Sabatino, 52, joins Walgreens having held general counsel roles with United Airlines, Schering-Plough, Baxter International and American Medical International. "With each of these companies, Thomas acted as a close adviser to the CEO on central issues each organization faced," Wasson said. "His extensive background in health care and extraordinary legal experience make him a perfect fit for the organization as we move forward with our core strategies."

After beginning his career with a law firm and then moving into corporate law, Sabatino was named president and CEO in 1990 of privately held medical products manufacturer and distributor Secure Medical. In 1992, he joined American Medical International, a Dallas-based for-profit hospital chain with 40 acute care hospitals. Three years later he joined Baxter International and was named SVP and general counsel for the company in 1997.

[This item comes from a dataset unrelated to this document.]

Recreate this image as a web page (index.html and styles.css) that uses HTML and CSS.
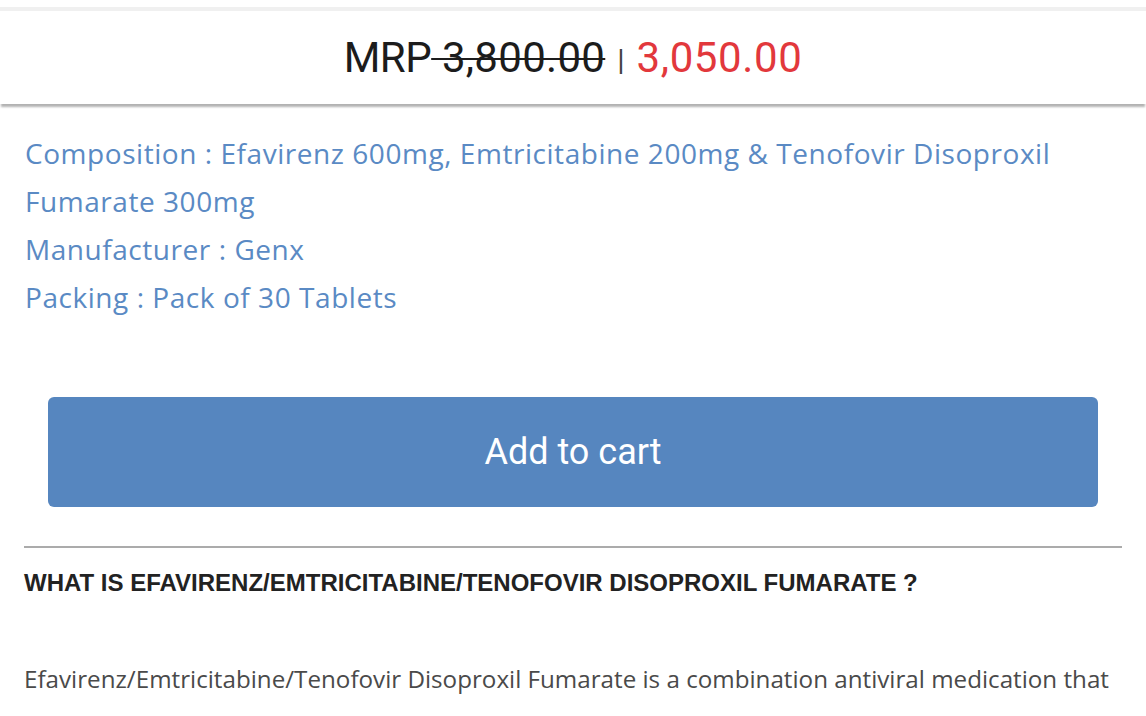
FILE: index.html
```html
<!DOCTYPE html>
<html>
<head>
<meta charset="utf-8">
<link rel="stylesheet" href="styles.css">
</head>
<body>
<div class="page">
  <div class="price-bar">
    <span class="mrp">MRP<span class="old"> 3,800.00</span></span>
    <span class="sep">|</span>
    <span class="new">3,050.00</span>
  </div>
  <div class="details">
    <p>Composition : Efavirenz 600mg, Emtricitabine 200mg &amp; Tenofovir Disoproxil Fumarate 300mg</p>
    <p>Manufacturer : Genx</p>
    <p>Packing : Pack of 30 Tablets</p>
  </div>
  <div class="cart-wrap">
    <button class="cart">Add to cart</button>
  </div>
  <div class="info">
    <h2>WHAT IS EFAVIRENZ/EMTRICITABINE/TENOFOVIR DISOPROXIL FUMARATE ?</h2>
    <p>Efavirenz/Emtricitabine/Tenofovir Disoproxil Fumarate is a combination antiviral medication that helps to control HIV infection.</p>
  </div>
</div>
</body>
</html>
```

FILE: styles.css
```css
html, body {
  margin: 0;
  padding: 0;
  background: #ffffff;
}
body {
  font-family: "Open Sans", "Liberation Sans", Arial, sans-serif;
  overflow: hidden;
}
.page {
  padding-top: 7px;
}
.price-bar {
  border-top: 4px solid #f0f0f0;
  height: 93px;
  display: flex;
  align-items: center;
  justify-content: center;
  font-family: Roboto, "Liberation Sans", sans-serif;
  font-size: 42px;
  color: #1c1c1c;
  box-shadow: 0 4px 2px -1px rgba(0, 0, 0, 0.3);
  position: relative;
}
.mrp {
  letter-spacing: -0.5px;
}
.old {
  text-decoration: line-through;
  text-decoration-thickness: 2px;
  letter-spacing: 0.3px;
}
.sep {
  font-size: 30px;
  color: #444;
  margin: 0 12px;
  position: relative;
  top: 2px;
}
.new {
  color: #e2383c;
  letter-spacing: 0.6px;
}
.details {
  margin-top: 25px;
  padding: 0 60px 0 25px;
  color: #5a8ac4;
  font-size: 28px;
  line-height: 48px;
  letter-spacing: 0.55px;
}
.details p {
  margin: 0;
}
.cart-wrap {
  padding: 76px 48px 0 48px;
}
.cart {
  display: block;
  width: 100%;
  height: 110px;
  border: none;
  border-radius: 6px;
  background: #5686bf;
  color: #ffffff;
  font-family: Roboto, "Liberation Sans", sans-serif;
  font-size: 36px;
  cursor: pointer;
}
.info {
  margin: 39px 24px 0 24px;
  border-top: 2px solid #ababab;
}
.info h2 {
  margin: 20px 0 0 0;
  font-family: "Liberation Sans", Arial, sans-serif;
  font-size: 24px;
  font-weight: bold;
  color: #222;
  line-height: 30px;
}
.info p {
  margin: 57px 0 0 0;
  font-size: 24.2px;
  color: #4a4a4a;
  line-height: 48px;
}
```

Sabatino moved to Schering-Plough in 2004 as EVP and general counsel for global law and public affairs. He left Schering-Plough in November 2009 after its merger with Merck. In March 2010, he was appointed general counsel of United Airlines and immediately took a leading role in its merger negotiations with Continental Airlines. He departed United Continental Holdings earlier this year after completion of the merger.

Sabatino earned a bachelor of arts degree from Wesleyan University in 1980 and his law degree from the University of Pennsylvania in Philadelphia in 1983. He is a member of the bar in Massachusetts, Illinois, California and New Jersey. He serves on the board of directors and the executive committee of the Association of Corporate Counsel; is a member of the leadership board of the U.S. Chamber Global Intellectual Property Council; and is on the general counsel committee of the American Bar Association.

His current charitable affiliations include the board of directors of both Trinitas Regional Medical Center in Elizabeth, N.J., and the Asthma and Allergy Foundation of America.